How many square feet are in a sod roll?
That depends on roll width and roll length. Some common retail and farm formats cover around 8 to 10 square feet per roll, but suppliers vary. The calculator lets you enter the actual roll dimensions from your supplier so your order plan is based on the product you are buying rather than on a generic assumption from another region.
What is a sod pallet and why does it matter?
A pallet is a bulk delivery unit that combines many rolls into a standard shipment size, often around 400 to 500 square feet depending on supplier. Pallet count matters because delivery fees, unloading logistics, and site access are usually planned around pallets rather than individual rolls. The calculator helps translate adjusted area into both roll count and rough pallet needs.
Should I measure before or after removing old grass?

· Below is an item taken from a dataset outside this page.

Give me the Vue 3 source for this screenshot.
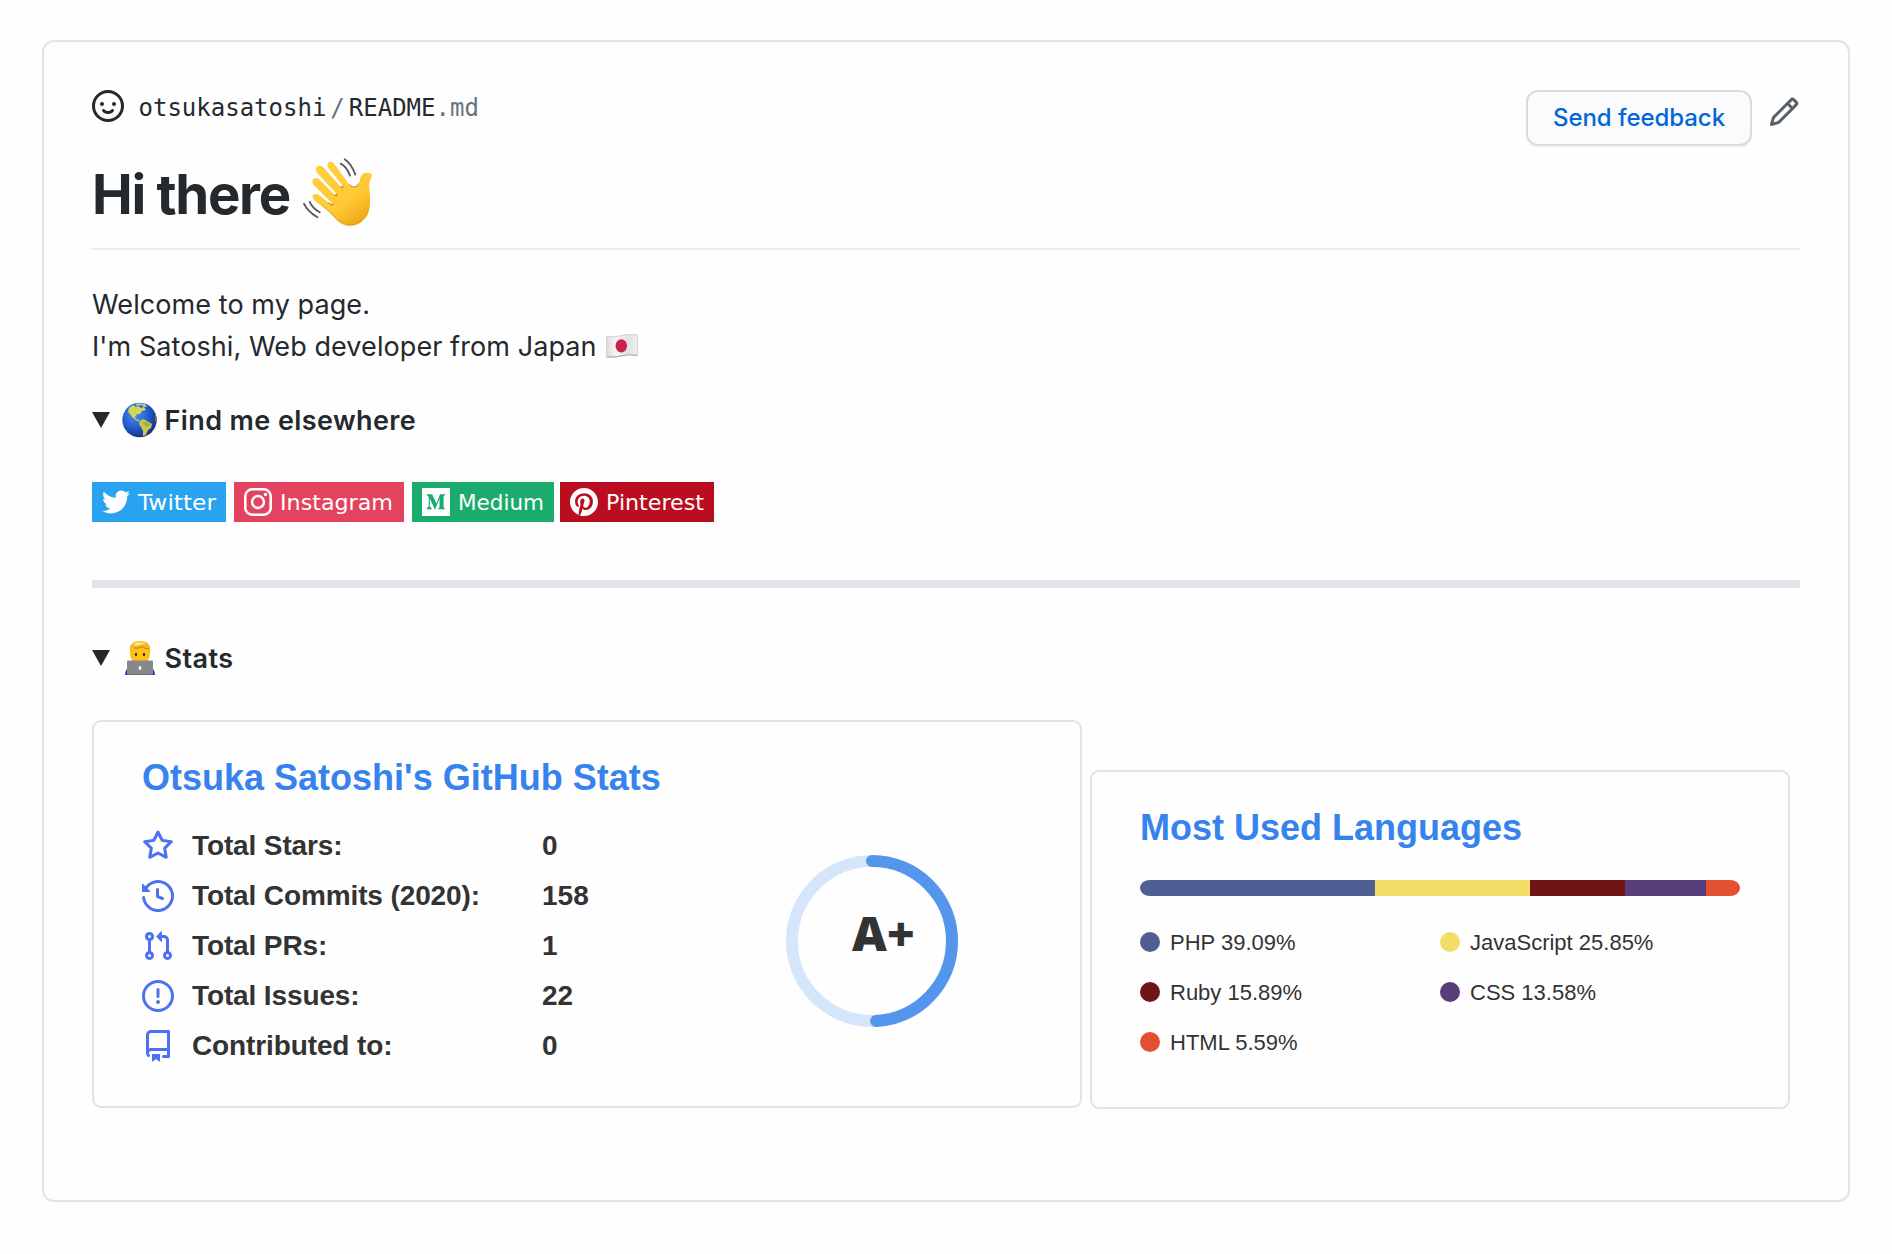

Measure the install area itself. Existing lawn removal does not change the finished coverage requirement, but it does help expose irregular edges more clearly. If you are replacing part of a lawn instead of the whole yard, remeasure once the boundaries are marked so your sod order reflects the exact footprint rather than a rough estimate from the full property shape.
Why is sod cost usually estimated by square foot?
Square-foot pricing makes it easier to compare suppliers even when roll size differs. Once the price per square foot is known, the calculator can estimate material cost from adjusted coverage area and then translate that coverage into the rolls or pallets needed. That separation helps you compare layout logistics and material pricing without mixing the two together.
Sources and References
- University extension lawn establishment and renovation publications covering sod installation and site preparation.
- Supplier and turfgrass-industry references on standard roll sizes, pallet coverage, and installation handling.
- Professional landscape guidance on waste factors, seam layout, and sod delivery planning.